◆ Problem
Pull out every line containing the string "with".

── Supplied information ──

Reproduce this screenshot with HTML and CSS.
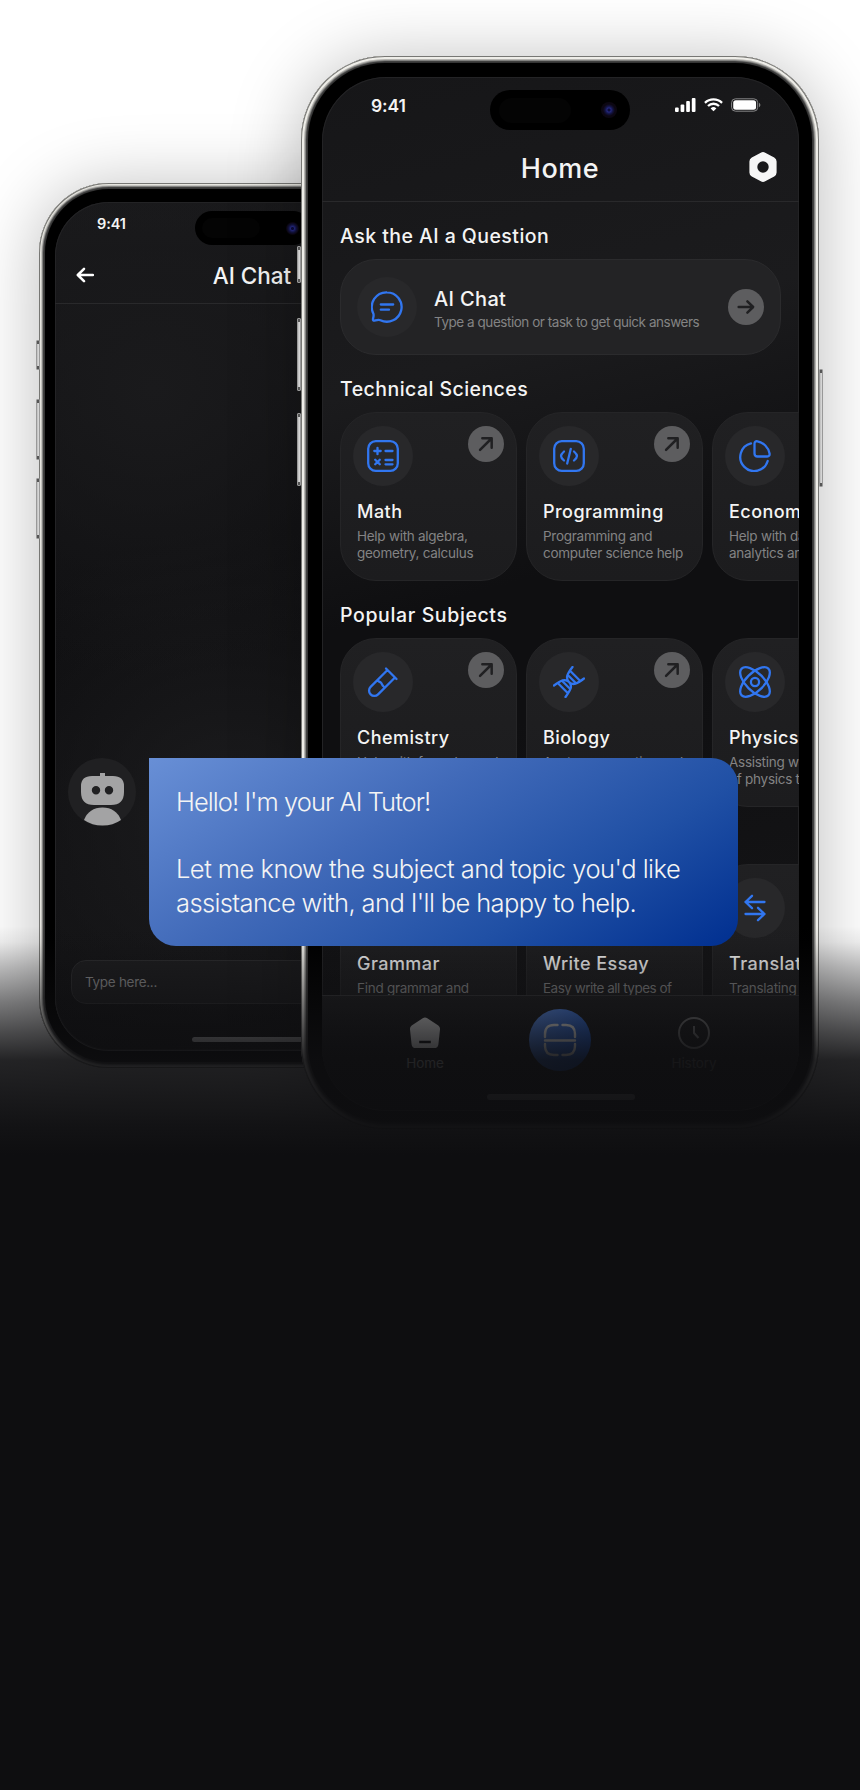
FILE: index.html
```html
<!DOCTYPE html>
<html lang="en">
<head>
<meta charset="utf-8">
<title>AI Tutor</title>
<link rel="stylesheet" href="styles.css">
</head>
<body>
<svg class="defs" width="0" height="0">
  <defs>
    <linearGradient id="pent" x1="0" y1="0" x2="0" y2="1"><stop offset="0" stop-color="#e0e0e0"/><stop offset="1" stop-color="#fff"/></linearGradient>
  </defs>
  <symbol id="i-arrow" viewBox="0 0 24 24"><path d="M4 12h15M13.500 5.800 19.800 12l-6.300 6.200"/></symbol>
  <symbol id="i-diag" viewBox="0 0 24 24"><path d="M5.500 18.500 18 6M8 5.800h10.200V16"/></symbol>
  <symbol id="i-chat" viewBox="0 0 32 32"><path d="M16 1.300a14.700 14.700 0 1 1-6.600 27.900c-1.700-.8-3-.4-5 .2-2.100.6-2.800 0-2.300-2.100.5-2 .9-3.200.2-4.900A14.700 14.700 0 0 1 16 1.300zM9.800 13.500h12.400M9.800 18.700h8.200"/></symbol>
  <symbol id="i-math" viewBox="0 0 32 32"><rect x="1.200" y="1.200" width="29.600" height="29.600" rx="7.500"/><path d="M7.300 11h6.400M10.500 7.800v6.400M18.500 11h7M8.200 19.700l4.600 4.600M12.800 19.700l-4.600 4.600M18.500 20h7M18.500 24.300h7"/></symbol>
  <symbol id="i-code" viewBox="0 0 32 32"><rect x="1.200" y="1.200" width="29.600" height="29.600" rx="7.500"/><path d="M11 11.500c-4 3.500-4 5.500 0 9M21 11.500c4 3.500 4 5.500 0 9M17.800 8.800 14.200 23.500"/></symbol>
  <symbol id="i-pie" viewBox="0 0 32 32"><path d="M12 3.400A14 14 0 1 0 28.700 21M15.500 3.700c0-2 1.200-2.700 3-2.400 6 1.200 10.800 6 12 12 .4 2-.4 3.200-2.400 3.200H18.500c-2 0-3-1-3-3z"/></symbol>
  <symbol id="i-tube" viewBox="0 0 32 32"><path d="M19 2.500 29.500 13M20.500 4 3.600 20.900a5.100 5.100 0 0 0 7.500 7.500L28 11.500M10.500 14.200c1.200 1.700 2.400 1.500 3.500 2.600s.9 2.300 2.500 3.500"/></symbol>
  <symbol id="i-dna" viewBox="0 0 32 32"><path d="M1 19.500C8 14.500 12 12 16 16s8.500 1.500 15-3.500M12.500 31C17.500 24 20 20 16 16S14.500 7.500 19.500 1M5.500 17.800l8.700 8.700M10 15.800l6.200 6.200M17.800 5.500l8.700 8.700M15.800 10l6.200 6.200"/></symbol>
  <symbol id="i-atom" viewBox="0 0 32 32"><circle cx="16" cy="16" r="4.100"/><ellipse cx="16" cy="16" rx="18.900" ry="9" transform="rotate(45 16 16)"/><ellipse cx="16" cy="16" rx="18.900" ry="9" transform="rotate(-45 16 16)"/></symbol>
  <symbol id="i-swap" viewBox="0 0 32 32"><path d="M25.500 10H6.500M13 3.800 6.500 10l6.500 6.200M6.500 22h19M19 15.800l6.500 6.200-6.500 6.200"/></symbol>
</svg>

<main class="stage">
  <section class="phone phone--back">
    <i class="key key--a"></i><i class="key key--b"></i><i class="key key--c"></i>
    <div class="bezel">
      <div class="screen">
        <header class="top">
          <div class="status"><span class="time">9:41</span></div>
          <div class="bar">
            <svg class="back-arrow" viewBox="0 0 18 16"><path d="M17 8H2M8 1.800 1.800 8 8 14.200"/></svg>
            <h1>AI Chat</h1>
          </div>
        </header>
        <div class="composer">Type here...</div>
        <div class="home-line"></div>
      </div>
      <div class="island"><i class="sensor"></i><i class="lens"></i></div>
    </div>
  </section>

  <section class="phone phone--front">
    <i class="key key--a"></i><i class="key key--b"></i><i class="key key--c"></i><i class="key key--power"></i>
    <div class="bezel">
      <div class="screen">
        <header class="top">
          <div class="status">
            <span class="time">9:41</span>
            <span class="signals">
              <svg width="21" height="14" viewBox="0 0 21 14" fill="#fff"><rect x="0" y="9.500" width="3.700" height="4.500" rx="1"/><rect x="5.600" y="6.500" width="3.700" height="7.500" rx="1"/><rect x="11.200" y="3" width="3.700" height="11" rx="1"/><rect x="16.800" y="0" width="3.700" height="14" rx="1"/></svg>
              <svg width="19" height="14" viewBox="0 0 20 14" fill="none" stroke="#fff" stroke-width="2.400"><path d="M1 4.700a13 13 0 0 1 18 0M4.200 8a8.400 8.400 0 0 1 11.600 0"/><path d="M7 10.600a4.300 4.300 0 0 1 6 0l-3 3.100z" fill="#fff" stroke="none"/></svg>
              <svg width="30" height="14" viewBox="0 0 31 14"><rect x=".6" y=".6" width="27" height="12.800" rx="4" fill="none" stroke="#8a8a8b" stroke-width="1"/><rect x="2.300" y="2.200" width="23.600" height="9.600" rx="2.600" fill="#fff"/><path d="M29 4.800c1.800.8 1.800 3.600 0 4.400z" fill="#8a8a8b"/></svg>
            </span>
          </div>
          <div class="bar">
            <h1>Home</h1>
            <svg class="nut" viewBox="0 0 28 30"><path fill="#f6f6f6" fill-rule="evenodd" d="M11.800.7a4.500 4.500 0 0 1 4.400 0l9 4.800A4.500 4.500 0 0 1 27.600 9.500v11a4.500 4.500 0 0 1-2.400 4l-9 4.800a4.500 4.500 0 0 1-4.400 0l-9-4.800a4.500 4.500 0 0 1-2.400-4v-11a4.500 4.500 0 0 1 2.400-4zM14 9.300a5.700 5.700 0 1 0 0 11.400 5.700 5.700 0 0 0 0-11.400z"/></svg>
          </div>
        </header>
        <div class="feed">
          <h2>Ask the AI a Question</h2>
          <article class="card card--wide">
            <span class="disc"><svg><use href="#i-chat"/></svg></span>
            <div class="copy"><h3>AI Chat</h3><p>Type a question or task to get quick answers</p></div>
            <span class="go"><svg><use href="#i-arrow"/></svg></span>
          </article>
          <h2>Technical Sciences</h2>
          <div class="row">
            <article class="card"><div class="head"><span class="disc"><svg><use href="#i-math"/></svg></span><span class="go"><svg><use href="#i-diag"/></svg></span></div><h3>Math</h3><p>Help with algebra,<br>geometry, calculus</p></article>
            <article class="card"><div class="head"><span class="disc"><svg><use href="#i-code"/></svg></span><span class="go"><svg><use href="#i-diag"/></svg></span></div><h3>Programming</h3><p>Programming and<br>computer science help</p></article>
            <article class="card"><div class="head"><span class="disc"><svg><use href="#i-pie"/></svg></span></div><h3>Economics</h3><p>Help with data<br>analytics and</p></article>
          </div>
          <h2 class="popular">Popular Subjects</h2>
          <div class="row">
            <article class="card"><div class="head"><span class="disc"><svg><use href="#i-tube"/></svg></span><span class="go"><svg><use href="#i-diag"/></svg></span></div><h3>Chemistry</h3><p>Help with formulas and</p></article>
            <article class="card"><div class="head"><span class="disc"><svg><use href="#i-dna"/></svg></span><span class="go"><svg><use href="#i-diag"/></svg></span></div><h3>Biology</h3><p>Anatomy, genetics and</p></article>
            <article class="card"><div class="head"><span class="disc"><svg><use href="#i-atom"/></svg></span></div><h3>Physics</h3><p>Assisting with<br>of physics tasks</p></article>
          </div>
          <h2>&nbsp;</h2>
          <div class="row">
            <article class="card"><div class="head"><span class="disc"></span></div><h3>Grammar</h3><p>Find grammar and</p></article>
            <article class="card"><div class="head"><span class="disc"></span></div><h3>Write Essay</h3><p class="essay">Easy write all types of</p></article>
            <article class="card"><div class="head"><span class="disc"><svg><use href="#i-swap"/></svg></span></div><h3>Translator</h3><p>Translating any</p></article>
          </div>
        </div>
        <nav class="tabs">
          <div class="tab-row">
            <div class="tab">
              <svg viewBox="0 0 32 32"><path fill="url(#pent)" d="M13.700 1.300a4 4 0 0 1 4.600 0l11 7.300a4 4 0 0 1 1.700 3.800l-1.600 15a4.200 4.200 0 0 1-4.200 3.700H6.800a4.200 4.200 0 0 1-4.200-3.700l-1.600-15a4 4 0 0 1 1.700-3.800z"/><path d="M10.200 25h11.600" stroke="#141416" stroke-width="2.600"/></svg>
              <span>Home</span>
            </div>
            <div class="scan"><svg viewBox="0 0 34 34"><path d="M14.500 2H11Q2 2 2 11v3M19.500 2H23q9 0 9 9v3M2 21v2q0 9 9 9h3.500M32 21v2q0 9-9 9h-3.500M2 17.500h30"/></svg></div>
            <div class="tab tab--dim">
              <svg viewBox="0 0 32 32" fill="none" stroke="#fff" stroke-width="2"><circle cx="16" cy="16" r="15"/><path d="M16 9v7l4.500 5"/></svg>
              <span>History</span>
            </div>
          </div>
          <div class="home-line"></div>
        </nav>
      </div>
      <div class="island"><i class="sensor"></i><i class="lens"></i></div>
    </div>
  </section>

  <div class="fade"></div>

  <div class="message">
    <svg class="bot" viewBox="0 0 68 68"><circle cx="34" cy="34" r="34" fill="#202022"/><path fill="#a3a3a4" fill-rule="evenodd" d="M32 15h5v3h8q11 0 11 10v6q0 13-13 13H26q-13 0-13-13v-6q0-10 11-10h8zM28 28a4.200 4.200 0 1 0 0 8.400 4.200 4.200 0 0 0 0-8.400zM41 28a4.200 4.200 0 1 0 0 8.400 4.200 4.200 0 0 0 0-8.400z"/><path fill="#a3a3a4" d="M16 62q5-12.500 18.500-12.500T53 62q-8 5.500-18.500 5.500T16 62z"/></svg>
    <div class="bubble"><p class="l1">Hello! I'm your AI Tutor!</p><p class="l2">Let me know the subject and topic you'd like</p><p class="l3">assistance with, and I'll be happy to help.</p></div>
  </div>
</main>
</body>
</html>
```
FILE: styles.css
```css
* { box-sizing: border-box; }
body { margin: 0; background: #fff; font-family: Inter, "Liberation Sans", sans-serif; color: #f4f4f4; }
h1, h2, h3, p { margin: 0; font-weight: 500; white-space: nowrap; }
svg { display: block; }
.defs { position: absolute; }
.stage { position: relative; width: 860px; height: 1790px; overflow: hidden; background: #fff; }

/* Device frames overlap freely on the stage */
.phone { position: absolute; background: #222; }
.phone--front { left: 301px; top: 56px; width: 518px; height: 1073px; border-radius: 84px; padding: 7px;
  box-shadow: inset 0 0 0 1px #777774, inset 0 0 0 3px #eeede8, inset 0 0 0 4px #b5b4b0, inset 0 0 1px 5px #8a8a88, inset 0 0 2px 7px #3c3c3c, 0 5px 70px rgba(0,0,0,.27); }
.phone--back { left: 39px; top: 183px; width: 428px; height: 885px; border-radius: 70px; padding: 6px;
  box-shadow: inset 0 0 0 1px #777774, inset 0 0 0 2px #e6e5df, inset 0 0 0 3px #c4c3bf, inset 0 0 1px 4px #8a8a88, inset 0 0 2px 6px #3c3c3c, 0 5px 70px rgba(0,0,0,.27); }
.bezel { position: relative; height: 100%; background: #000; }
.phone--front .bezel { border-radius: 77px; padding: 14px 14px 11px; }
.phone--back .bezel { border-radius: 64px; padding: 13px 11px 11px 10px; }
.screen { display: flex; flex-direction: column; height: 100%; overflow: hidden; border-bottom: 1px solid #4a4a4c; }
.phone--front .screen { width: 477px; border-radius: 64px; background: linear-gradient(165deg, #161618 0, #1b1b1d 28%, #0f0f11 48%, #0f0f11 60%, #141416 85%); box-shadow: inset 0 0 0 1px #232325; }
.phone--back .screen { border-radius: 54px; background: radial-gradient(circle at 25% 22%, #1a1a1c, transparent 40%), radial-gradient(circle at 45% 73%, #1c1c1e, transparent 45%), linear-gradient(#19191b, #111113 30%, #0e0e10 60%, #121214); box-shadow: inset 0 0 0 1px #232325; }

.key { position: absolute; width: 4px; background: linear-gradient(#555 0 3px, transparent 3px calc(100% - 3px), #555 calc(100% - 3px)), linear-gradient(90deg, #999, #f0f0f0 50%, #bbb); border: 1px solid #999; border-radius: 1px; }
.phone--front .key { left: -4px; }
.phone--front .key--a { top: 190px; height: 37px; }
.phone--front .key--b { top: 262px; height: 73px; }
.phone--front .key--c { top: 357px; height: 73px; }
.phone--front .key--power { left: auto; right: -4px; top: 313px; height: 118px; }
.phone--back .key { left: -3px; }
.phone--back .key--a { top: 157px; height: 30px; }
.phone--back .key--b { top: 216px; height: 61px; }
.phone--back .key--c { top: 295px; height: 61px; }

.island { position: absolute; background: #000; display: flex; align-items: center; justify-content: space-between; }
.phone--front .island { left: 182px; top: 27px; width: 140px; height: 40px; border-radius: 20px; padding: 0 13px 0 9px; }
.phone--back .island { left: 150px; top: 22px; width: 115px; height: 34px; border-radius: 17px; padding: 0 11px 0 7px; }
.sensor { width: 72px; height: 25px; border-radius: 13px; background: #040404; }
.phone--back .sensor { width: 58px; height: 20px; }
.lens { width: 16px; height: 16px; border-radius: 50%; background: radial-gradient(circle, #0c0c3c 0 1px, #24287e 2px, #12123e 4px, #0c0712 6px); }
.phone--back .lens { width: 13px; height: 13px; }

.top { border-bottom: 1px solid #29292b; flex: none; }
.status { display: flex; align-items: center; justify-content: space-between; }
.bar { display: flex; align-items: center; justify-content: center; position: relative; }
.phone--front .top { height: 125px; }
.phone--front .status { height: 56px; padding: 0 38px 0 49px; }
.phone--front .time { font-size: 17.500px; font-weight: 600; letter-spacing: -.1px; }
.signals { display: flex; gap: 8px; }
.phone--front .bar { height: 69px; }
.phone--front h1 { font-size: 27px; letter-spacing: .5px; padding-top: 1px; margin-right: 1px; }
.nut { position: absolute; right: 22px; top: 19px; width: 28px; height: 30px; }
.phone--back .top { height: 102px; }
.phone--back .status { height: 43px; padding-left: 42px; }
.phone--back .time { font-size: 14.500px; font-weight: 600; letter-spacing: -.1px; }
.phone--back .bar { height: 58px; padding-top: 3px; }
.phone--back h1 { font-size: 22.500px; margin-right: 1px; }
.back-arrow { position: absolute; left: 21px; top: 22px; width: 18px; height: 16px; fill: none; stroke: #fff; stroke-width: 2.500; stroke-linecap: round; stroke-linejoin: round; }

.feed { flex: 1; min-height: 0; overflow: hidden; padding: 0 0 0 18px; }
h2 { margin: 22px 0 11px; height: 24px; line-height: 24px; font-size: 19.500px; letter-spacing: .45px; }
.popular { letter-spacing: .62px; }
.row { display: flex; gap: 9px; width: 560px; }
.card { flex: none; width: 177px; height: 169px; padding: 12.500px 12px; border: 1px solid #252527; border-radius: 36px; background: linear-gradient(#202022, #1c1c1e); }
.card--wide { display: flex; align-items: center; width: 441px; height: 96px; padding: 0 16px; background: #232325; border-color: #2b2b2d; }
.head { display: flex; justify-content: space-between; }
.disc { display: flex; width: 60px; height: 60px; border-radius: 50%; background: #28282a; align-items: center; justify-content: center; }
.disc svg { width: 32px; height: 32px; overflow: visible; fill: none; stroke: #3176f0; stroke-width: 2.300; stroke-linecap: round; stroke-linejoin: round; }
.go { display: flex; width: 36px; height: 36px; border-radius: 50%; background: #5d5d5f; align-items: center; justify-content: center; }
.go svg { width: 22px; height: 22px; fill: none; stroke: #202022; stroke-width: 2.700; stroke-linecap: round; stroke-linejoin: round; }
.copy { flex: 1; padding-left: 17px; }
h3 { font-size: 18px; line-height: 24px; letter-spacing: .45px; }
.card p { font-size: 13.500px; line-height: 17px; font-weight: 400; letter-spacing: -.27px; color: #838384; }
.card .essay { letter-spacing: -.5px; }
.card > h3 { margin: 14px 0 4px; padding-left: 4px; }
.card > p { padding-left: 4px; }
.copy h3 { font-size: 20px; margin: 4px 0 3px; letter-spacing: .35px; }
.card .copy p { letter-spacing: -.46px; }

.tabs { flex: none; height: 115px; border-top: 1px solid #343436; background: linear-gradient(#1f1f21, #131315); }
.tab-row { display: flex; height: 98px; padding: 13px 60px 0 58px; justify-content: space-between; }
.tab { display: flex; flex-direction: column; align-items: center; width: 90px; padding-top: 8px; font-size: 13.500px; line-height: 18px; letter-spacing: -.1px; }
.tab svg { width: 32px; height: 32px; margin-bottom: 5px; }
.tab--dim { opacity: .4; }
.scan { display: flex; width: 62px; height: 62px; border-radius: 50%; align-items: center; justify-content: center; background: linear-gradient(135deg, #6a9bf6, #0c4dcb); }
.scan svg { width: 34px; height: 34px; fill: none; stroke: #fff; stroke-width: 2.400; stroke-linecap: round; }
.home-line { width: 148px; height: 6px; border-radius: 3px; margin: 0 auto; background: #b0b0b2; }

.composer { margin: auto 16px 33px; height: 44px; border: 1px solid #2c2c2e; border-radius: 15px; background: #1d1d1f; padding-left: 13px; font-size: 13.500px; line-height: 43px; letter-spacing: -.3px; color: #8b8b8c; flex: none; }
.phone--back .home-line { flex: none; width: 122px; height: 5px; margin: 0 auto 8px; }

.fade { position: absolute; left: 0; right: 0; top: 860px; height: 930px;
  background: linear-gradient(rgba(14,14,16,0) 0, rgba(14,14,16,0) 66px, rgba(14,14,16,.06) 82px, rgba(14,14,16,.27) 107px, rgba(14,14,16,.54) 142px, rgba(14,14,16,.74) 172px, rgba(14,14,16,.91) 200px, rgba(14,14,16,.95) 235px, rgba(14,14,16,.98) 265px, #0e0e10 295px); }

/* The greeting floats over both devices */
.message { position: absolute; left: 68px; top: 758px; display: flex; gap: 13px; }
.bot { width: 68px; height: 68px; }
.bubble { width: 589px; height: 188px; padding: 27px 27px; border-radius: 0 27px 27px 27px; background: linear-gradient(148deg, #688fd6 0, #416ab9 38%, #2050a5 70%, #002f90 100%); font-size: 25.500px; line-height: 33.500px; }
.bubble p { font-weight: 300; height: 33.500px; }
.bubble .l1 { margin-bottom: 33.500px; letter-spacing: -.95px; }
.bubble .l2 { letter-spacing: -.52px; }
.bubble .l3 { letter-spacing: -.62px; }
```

───

◆ Reply
Reproduce this screenshot with HTML and CSS.
            <article class="card"><div class="head"><span class="disc"><svg><use href="#i-math"/></svg></span><span class="go"><svg><use href="#i-diag"/></svg></span></div><h3>Math</h3><p>Help with algebra,<br>geometry, calculus</p></article>
            <article class="card"><div class="head"><span class="disc"><svg><use href="#i-pie"/></svg></span></div><h3>Economics</h3><p>Help with data<br>analytics and</p></article>
            <article class="card"><div class="head"><span class="disc"><svg><use href="#i-tube"/></svg></span><span class="go"><svg><use href="#i-diag"/></svg></span></div><h3>Chemistry</h3><p>Help with formulas and</p></article>
            <article class="card"><div class="head"><span class="disc"><svg><use href="#i-atom"/></svg></span></div><h3>Physics</h3><p>Assisting with<br>of physics tasks</p></article>
    <div class="bubble"><p class="l1">Hello! I'm your AI Tutor!</p><p class="l2">Let me know the subject and topic you'd like</p><p class="l3">assistance with, and I'll be happy to help.</p></div>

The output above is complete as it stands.